Este año, además, la Jornada se desarrollará con particular solemnidad en Roma,
con la celebración del Congreso misionero mundial, que reunirá a miembros de las
Obras misionales pontificias provenientes de todos los rincones de la tierra, en
representación de las Iglesias particulares de cada continente, como signo de la
universalidad del mensaje de salvación de Jesús. Yo mismo, si Dios quiere,
tendré la alegría de presidir esta significativa celebración.

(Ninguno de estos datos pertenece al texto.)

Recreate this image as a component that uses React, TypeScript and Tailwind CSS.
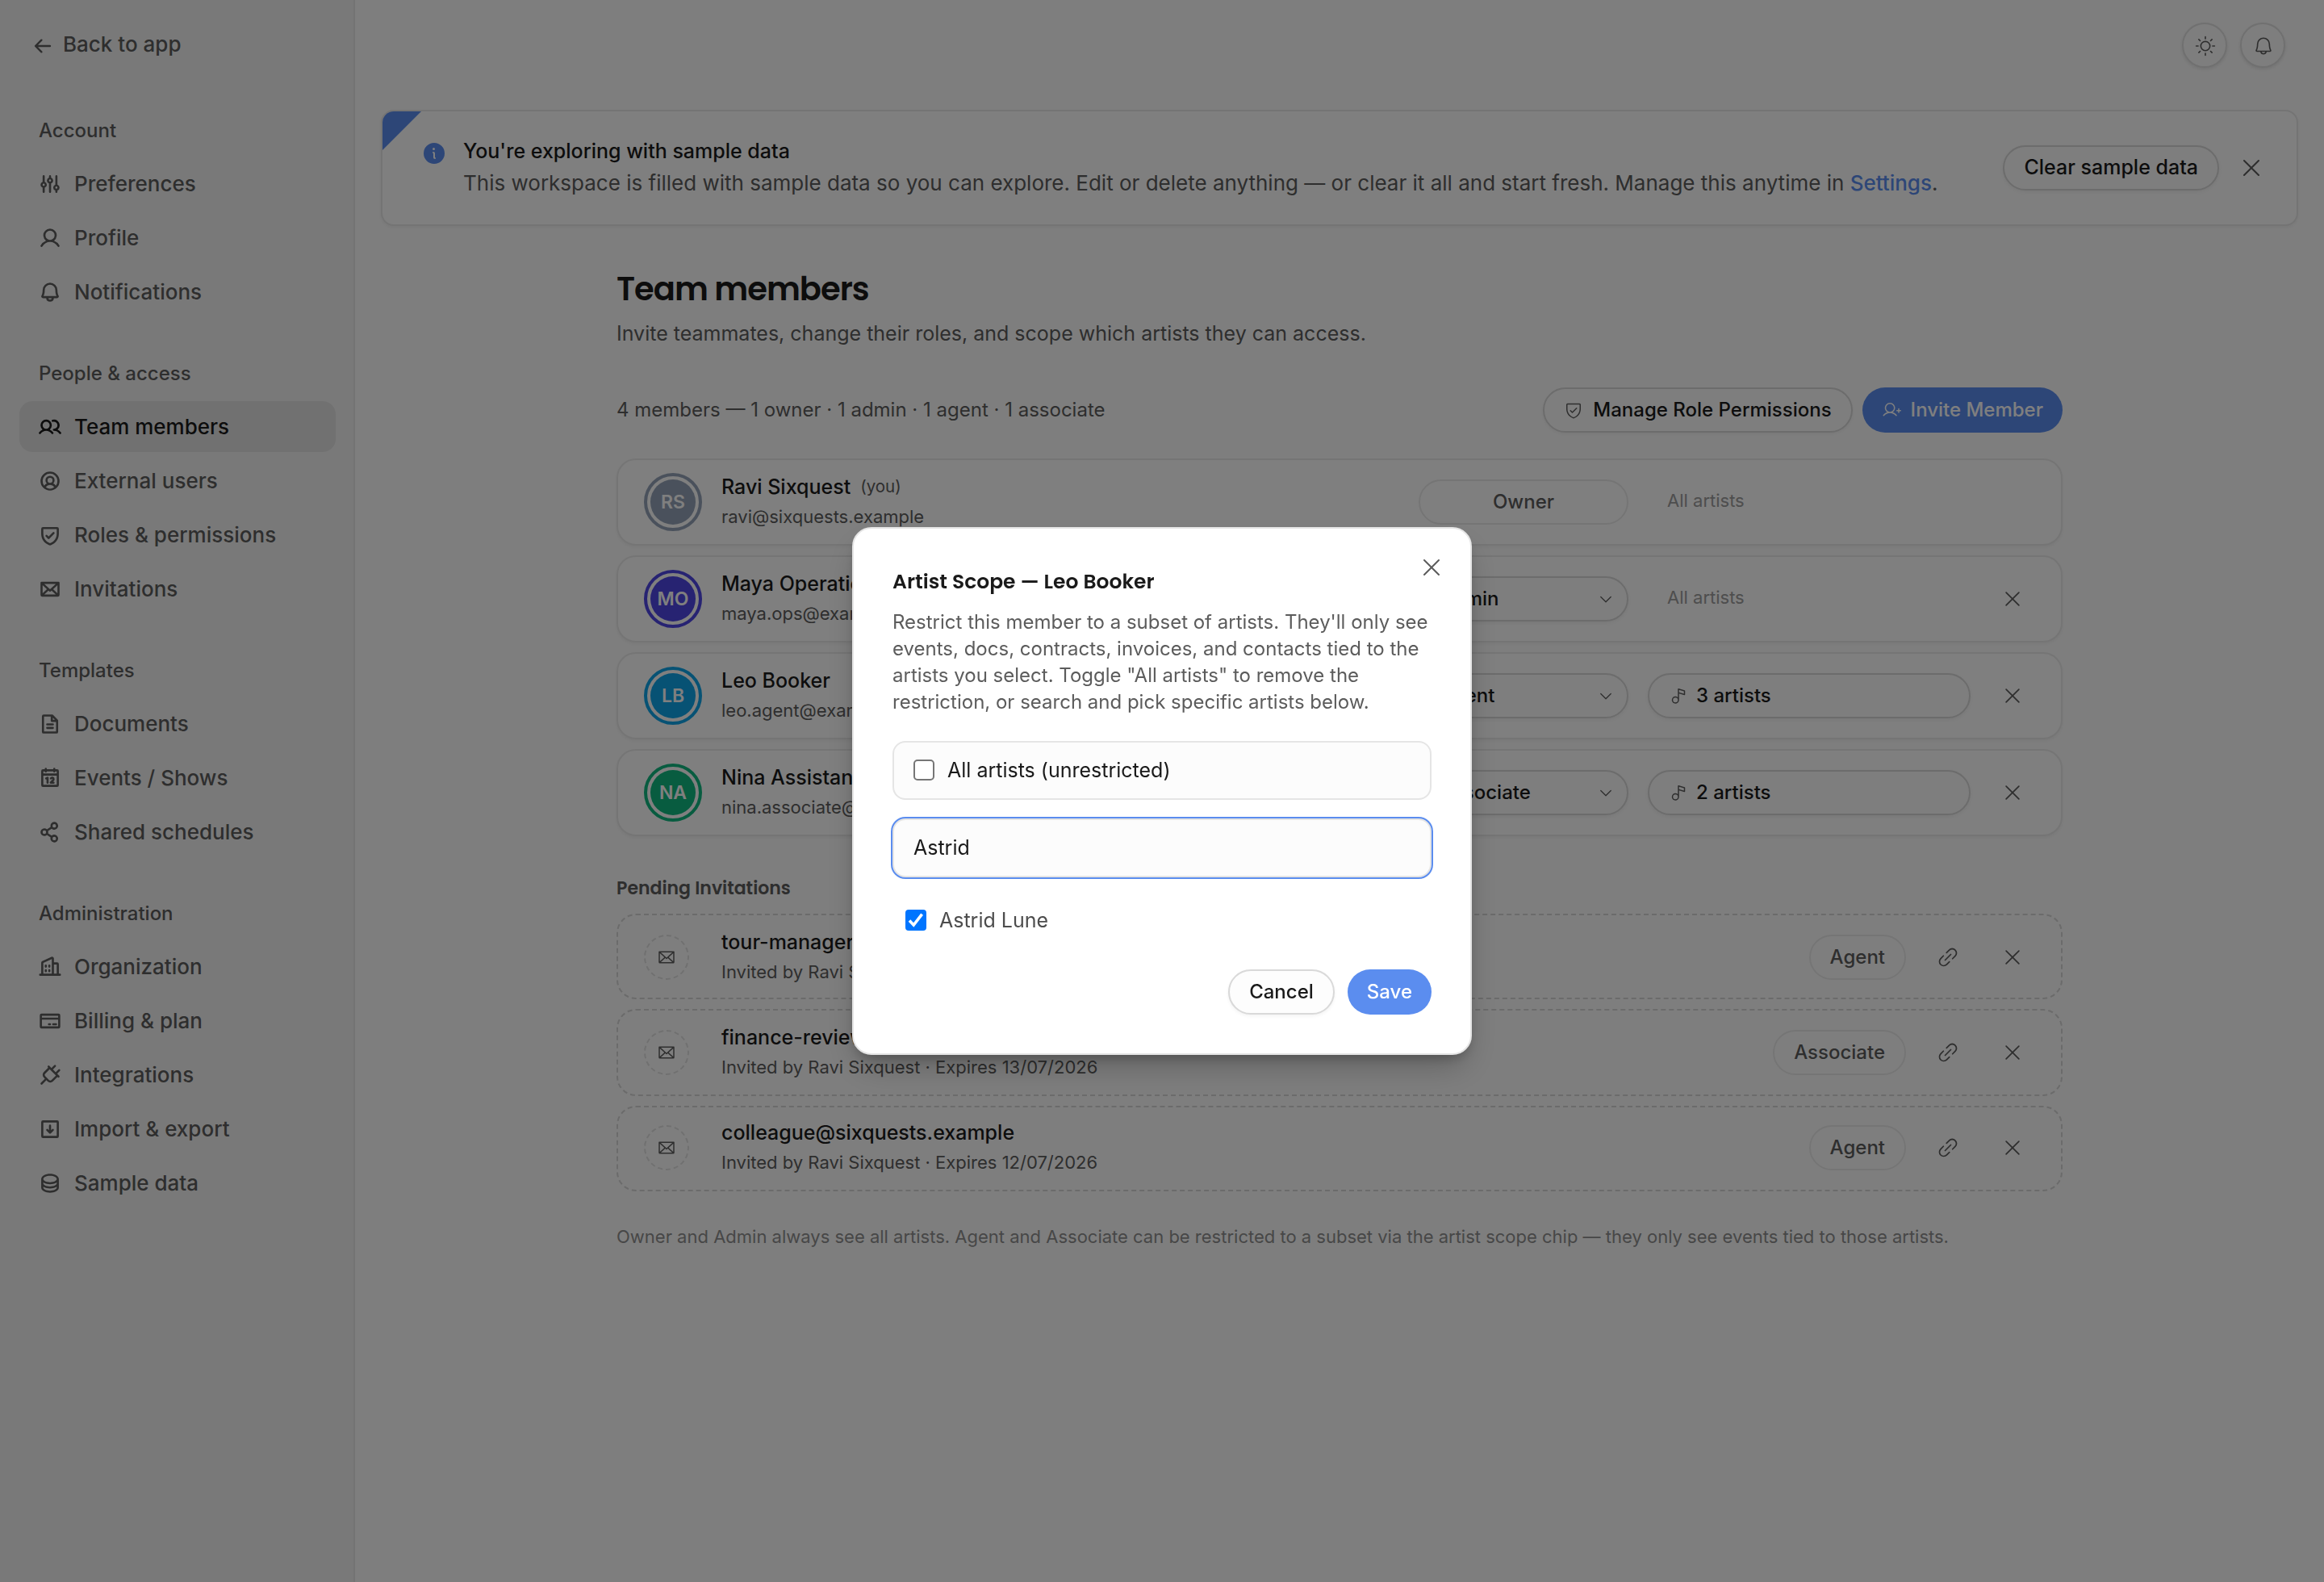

8. Queridos hermanos y hermanas, quiera Dios que estas palabras mías sirvan de
estímulo a todos los que se interesan por la actividad misionera. Celebrando el
jubileo del Año santo 2000, "toda la Iglesia está comprometida todavía más en el
nuevo adviento misionero. Hemos de fomentar en nosotros el afán apostólico por
transmitir a los demás la luz y la alegría de la fe, y para este ideal debemos
educar a todo el pueblo de Dios" (Redemptoris missio, 86). El Espíritu de Dios
es nuestra fuerza. Él, que manifestó su poder en la misión de Jesús, enviado a
"anunciar la buena nueva a los pobres... y predicar un año de gracia del Señor"
(Lc 4, 18), ha sido derramado en el corazón de todos nosotros, los creyentes
(cf. Rm 5, 5), para disponernos a ser testigos de las obras del Señor.
La Virgen santísima, Madre de Cristo y Madre de los creyentes, mujer plenamente
dócil al Espíritu Santo, nos ayude a repetir en cada circunstancia su "fiat" al
designio de salvación de Dios, al servicio de la nueva evangelización.
Con estos sentimientos, a todos vosotros, que os dedicáis sin escatimar
esfuerzos a la gran misión "ad gentes", y a vuestras comunidades envío de todo
corazón una especial bendición apostólica.